__Material provided__:

___

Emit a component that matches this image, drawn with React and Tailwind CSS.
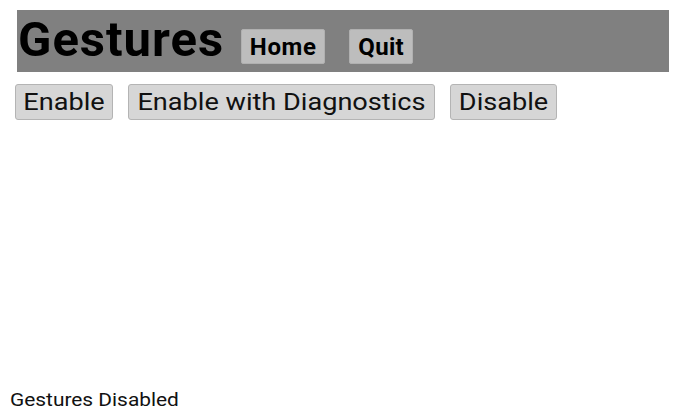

___

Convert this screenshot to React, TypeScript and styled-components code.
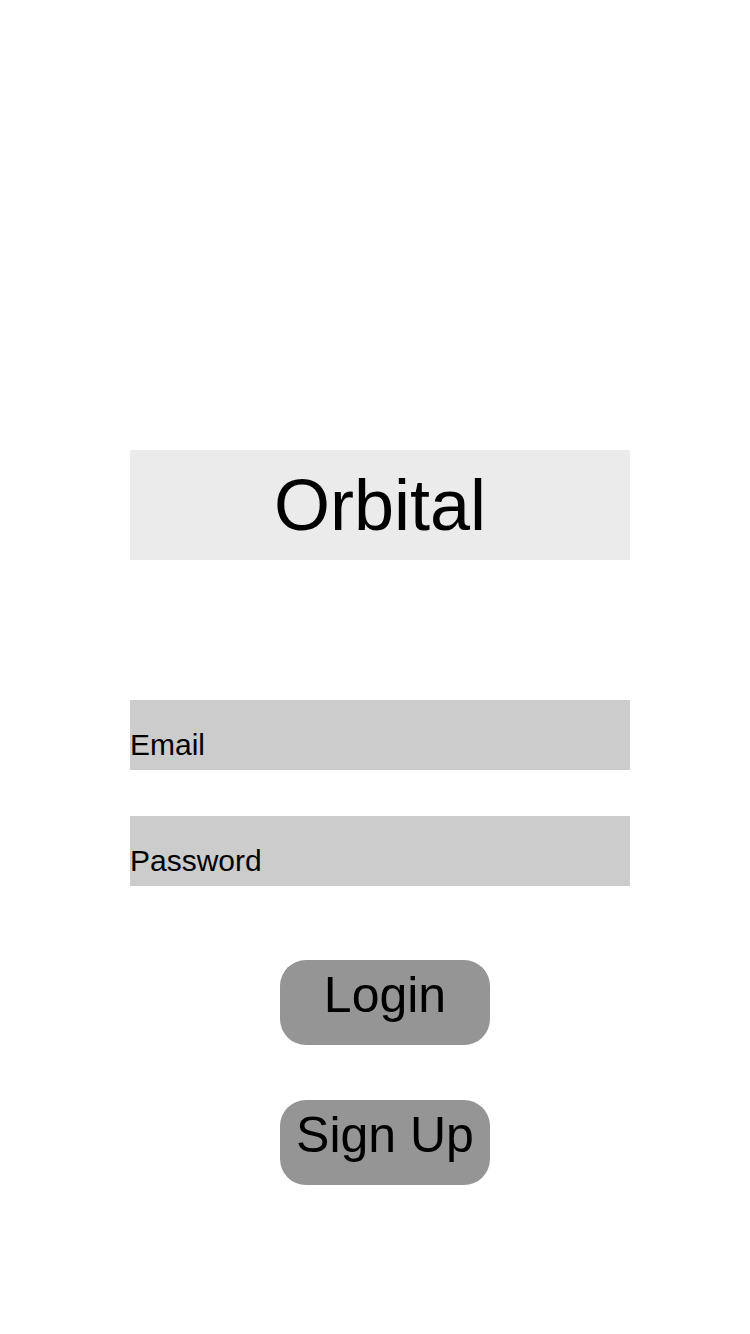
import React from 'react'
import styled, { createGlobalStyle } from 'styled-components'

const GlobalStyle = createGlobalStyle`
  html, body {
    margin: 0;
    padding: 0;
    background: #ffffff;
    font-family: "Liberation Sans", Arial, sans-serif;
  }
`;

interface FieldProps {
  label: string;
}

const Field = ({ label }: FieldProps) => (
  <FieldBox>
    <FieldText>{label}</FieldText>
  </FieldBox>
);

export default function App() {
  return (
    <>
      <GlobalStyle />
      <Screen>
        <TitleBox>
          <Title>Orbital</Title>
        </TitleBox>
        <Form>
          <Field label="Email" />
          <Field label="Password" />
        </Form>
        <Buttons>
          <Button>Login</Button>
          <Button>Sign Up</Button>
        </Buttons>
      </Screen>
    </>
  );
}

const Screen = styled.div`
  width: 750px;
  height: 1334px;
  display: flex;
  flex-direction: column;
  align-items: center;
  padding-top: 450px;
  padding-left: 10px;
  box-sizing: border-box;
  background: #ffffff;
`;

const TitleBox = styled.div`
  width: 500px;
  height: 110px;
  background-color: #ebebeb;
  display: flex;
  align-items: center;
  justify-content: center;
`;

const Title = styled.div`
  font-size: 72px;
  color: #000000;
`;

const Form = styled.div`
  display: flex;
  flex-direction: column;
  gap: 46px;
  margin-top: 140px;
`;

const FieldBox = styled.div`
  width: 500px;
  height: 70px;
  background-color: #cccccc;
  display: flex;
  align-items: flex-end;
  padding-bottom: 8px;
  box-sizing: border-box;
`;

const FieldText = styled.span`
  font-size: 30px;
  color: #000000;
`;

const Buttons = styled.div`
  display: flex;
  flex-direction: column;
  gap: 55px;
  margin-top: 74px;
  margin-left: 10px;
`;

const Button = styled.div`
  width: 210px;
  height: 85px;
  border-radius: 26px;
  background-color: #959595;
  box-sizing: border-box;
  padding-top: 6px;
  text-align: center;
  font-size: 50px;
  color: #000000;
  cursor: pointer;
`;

___

__Exercise requirements__:
Pull every line containing "components" out of the data above.

__Answer for this exercise__:
Convert this screenshot to React, TypeScript and styled-components code.
import styled, { createGlobalStyle } from 'styled-components'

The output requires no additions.